What is required: Omit every picture and return the rest of the data unaltered.

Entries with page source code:
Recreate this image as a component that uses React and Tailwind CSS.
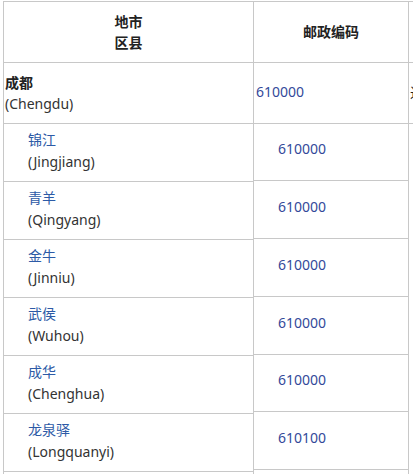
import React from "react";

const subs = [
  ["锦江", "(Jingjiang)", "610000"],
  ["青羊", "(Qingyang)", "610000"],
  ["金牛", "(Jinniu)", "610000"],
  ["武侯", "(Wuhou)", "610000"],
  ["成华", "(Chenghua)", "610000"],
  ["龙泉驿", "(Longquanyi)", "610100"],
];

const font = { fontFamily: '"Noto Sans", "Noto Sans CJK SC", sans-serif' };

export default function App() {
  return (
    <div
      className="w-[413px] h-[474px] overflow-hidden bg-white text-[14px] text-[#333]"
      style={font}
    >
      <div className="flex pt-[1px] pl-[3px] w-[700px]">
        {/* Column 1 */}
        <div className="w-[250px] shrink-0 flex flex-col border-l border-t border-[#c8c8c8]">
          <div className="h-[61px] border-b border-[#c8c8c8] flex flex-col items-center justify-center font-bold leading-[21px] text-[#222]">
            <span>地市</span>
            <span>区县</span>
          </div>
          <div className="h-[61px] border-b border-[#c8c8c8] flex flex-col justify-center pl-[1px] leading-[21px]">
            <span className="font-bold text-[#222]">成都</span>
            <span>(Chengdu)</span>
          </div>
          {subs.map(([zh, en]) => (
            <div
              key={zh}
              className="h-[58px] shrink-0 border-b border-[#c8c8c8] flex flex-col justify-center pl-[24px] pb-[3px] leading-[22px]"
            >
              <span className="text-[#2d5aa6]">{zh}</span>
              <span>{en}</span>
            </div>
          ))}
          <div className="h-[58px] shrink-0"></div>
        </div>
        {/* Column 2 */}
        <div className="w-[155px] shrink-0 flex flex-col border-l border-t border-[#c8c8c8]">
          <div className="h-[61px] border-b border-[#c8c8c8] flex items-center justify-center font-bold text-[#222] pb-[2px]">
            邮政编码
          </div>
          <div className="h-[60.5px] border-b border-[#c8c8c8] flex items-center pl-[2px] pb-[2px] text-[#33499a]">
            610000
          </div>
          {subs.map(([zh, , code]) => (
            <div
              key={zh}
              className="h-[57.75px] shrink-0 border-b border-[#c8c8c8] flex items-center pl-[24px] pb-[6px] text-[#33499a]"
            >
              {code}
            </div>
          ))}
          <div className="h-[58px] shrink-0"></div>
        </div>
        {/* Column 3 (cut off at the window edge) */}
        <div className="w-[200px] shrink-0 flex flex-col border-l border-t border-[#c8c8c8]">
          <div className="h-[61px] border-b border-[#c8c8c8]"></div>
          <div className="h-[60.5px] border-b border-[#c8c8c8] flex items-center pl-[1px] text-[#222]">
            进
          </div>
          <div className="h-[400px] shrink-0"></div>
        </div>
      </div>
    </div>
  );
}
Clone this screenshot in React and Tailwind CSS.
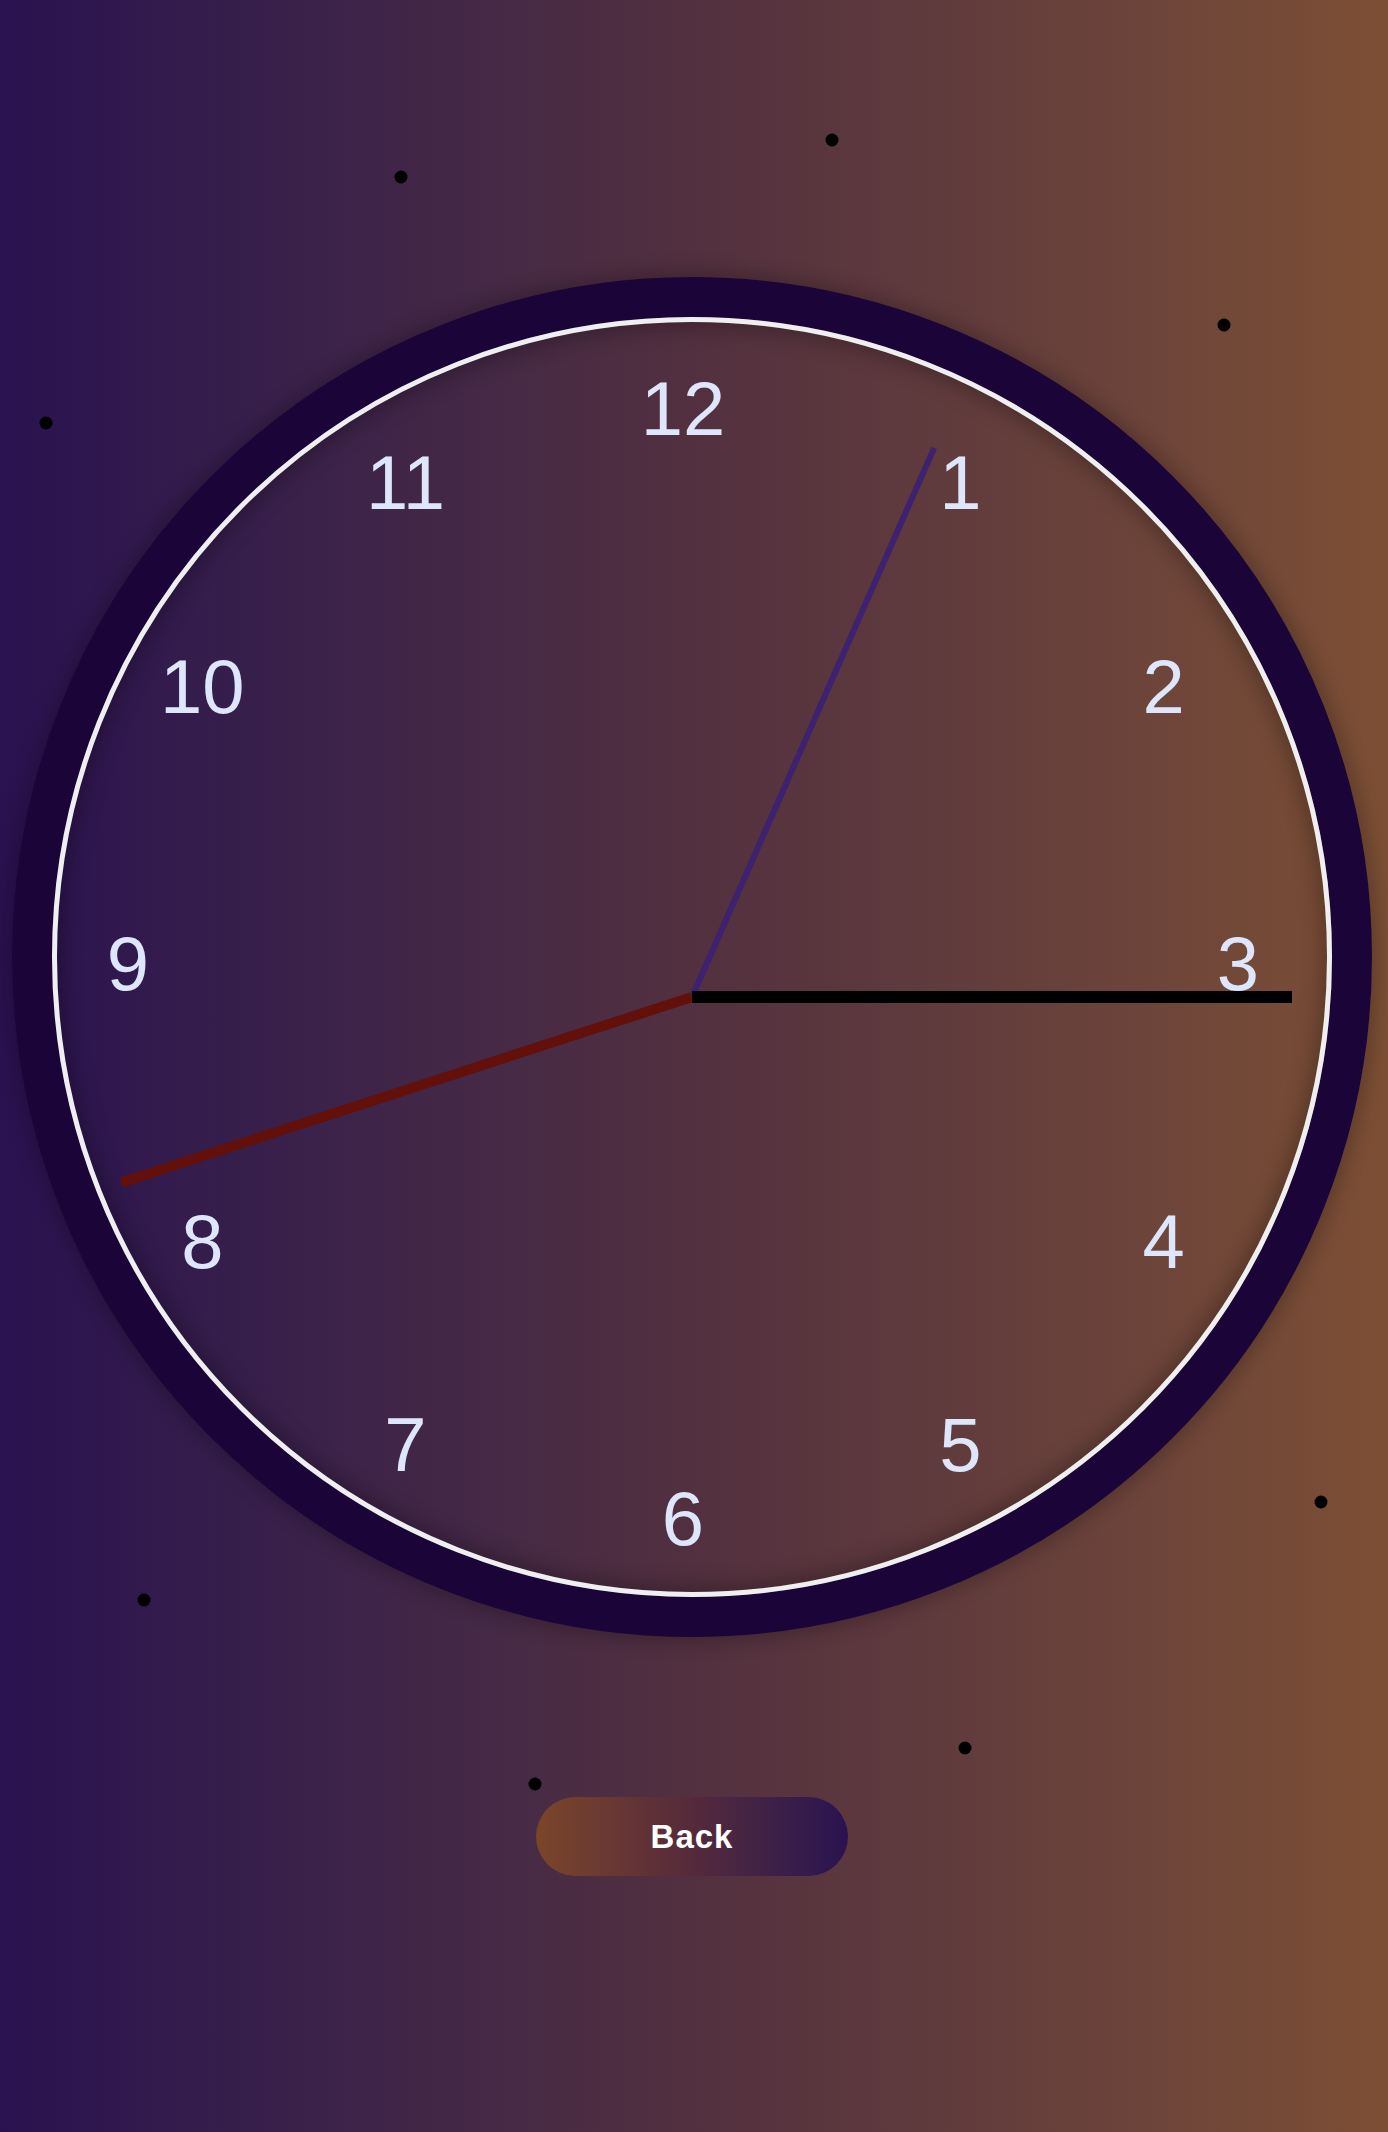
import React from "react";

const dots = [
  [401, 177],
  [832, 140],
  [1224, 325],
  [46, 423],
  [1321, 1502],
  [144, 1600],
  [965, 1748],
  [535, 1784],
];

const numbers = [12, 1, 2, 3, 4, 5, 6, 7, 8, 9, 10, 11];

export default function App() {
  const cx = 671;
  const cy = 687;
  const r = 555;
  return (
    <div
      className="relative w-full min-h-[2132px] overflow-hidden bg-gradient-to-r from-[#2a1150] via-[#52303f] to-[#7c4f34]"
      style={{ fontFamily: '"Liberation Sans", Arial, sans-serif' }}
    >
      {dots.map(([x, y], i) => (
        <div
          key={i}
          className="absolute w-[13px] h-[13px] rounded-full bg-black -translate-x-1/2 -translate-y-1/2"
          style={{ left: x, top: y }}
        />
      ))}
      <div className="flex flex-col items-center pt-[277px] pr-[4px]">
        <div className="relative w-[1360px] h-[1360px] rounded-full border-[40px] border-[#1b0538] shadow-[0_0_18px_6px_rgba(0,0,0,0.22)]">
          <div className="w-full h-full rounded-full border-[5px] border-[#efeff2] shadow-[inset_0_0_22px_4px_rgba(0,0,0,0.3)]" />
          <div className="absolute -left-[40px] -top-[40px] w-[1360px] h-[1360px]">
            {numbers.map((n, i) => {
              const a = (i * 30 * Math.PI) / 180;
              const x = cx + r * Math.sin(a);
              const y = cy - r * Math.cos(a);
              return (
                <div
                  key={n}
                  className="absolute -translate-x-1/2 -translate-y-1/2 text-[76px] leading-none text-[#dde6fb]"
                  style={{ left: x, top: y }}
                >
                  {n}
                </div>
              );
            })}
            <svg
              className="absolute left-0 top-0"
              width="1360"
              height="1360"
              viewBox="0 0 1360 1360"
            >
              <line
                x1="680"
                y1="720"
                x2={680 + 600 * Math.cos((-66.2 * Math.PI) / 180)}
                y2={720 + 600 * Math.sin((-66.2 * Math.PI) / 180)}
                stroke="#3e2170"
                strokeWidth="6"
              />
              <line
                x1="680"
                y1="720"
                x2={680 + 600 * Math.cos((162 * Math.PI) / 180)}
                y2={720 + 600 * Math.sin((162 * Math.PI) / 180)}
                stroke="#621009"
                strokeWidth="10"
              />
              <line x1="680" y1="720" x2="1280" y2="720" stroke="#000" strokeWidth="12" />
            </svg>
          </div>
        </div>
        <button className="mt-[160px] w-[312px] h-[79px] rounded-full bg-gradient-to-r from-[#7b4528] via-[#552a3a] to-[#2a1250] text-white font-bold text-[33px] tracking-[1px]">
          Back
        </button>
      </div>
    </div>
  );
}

Final answer:
Recreate this image as a component that uses React and Tailwind CSS.
import React from "react";

const subs = [
  ["锦江", "(Jingjiang)", "610000"],
  ["青羊", "(Qingyang)", "610000"],
  ["金牛", "(Jinniu)", "610000"],
  ["武侯", "(Wuhou)", "610000"],
  ["成华", "(Chenghua)", "610000"],
  ["龙泉驿", "(Longquanyi)", "610100"],
];

const font = { fontFamily: '"Noto Sans", "Noto Sans CJK SC", sans-serif' };

export default function App() {
  return (
    <div
      className="w-[413px] h-[474px] overflow-hidden bg-white text-[14px] text-[#333]"
      style={font}
    >
      <div className="flex pt-[1px] pl-[3px] w-[700px]">
        {/* Column 1 */}
        <div className="w-[250px] shrink-0 flex flex-col border-l border-t border-[#c8c8c8]">
          <div className="h-[61px] border-b border-[#c8c8c8] flex flex-col items-center justify-center font-bold leading-[21px] text-[#222]">
            <span>地市</span>
            <span>区县</span>
          </div>
          <div className="h-[61px] border-b border-[#c8c8c8] flex flex-col justify-center pl-[1px] leading-[21px]">
            <span className="font-bold text-[#222]">成都</span>
            <span>(Chengdu)</span>
          </div>
          {subs.map(([zh, en]) => (
            <div
              key={zh}
              className="h-[58px] shrink-0 border-b border-[#c8c8c8] flex flex-col justify-center pl-[24px] pb-[3px] leading-[22px]"
            >
              <span className="text-[#2d5aa6]">{zh}</span>
              <span>{en}</span>
            </div>
          ))}
          <div className="h-[58px] shrink-0"></div>
        </div>
        {/* Column 2 */}
        <div className="w-[155px] shrink-0 flex flex-col border-l border-t border-[#c8c8c8]">
          <div className="h-[61px] border-b border-[#c8c8c8] flex items-center justify-center font-bold text-[#222] pb-[2px]">
            邮政编码
          </div>
          <div className="h-[60.5px] border-b border-[#c8c8c8] flex items-center pl-[2px] pb-[2px] text-[#33499a]">
            610000
          </div>
          {subs.map(([zh, , code]) => (
            <div
              key={zh}
              className="h-[57.75px] shrink-0 border-b border-[#c8c8c8] flex items-center pl-[24px] pb-[6px] text-[#33499a]"
            >
              {code}
            </div>
          ))}
          <div className="h-[58px] shrink-0"></div>
        </div>
        {/* Column 3 (cut off at the window edge) */}
        <div className="w-[200px] shrink-0 flex flex-col border-l border-t border-[#c8c8c8]">
          <div className="h-[61px] border-b border-[#c8c8c8]"></div>
          <div className="h-[60.5px] border-b border-[#c8c8c8] flex items-center pl-[1px] text-[#222]">
            进
          </div>
          <div className="h-[400px] shrink-0"></div>
        </div>
      </div>
    </div>
  );
}
Clone this screenshot in React and Tailwind CSS.
import React from "react";

const dots = [
  [401, 177],
  [832, 140],
  [1224, 325],
  [46, 423],
  [1321, 1502],
  [144, 1600],
  [965, 1748],
  [535, 1784],
];

const numbers = [12, 1, 2, 3, 4, 5, 6, 7, 8, 9, 10, 11];

export default function App() {
  const cx = 671;
  const cy = 687;
  const r = 555;
  return (
    <div
      className="relative w-full min-h-[2132px] overflow-hidden bg-gradient-to-r from-[#2a1150] via-[#52303f] to-[#7c4f34]"
      style={{ fontFamily: '"Liberation Sans", Arial, sans-serif' }}
    >
      {dots.map(([x, y], i) => (
        <div
          key={i}
          className="absolute w-[13px] h-[13px] rounded-full bg-black -translate-x-1/2 -translate-y-1/2"
          style={{ left: x, top: y }}
        />
      ))}
      <div className="flex flex-col items-center pt-[277px] pr-[4px]">
        <div className="relative w-[1360px] h-[1360px] rounded-full border-[40px] border-[#1b0538] shadow-[0_0_18px_6px_rgba(0,0,0,0.22)]">
          <div className="w-full h-full rounded-full border-[5px] border-[#efeff2] shadow-[inset_0_0_22px_4px_rgba(0,0,0,0.3)]" />
          <div className="absolute -left-[40px] -top-[40px] w-[1360px] h-[1360px]">
            {numbers.map((n, i) => {
              const a = (i * 30 * Math.PI) / 180;
              const x = cx + r * Math.sin(a);
              const y = cy - r * Math.cos(a);
              return (
                <div
                  key={n}
                  className="absolute -translate-x-1/2 -translate-y-1/2 text-[76px] leading-none text-[#dde6fb]"
                  style={{ left: x, top: y }}
                >
                  {n}
                </div>
              );
            })}
            <svg
              className="absolute left-0 top-0"
              width="1360"
              height="1360"
              viewBox="0 0 1360 1360"
            >
              <line
                x1="680"
                y1="720"
                x2={680 + 600 * Math.cos((-66.2 * Math.PI) / 180)}
                y2={720 + 600 * Math.sin((-66.2 * Math.PI) / 180)}
                stroke="#3e2170"
                strokeWidth="6"
              />
              <line
                x1="680"
                y1="720"
                x2={680 + 600 * Math.cos((162 * Math.PI) / 180)}
                y2={720 + 600 * Math.sin((162 * Math.PI) / 180)}
                stroke="#621009"
                strokeWidth="10"
              />
              <line x1="680" y1="720" x2="1280" y2="720" stroke="#000" strokeWidth="12" />
            </svg>
          </div>
        </div>
        <button className="mt-[160px] w-[312px] h-[79px] rounded-full bg-gradient-to-r from-[#7b4528] via-[#552a3a] to-[#2a1250] text-white font-bold text-[33px] tracking-[1px]">
          Back
        </button>
      </div>
    </div>
  );
}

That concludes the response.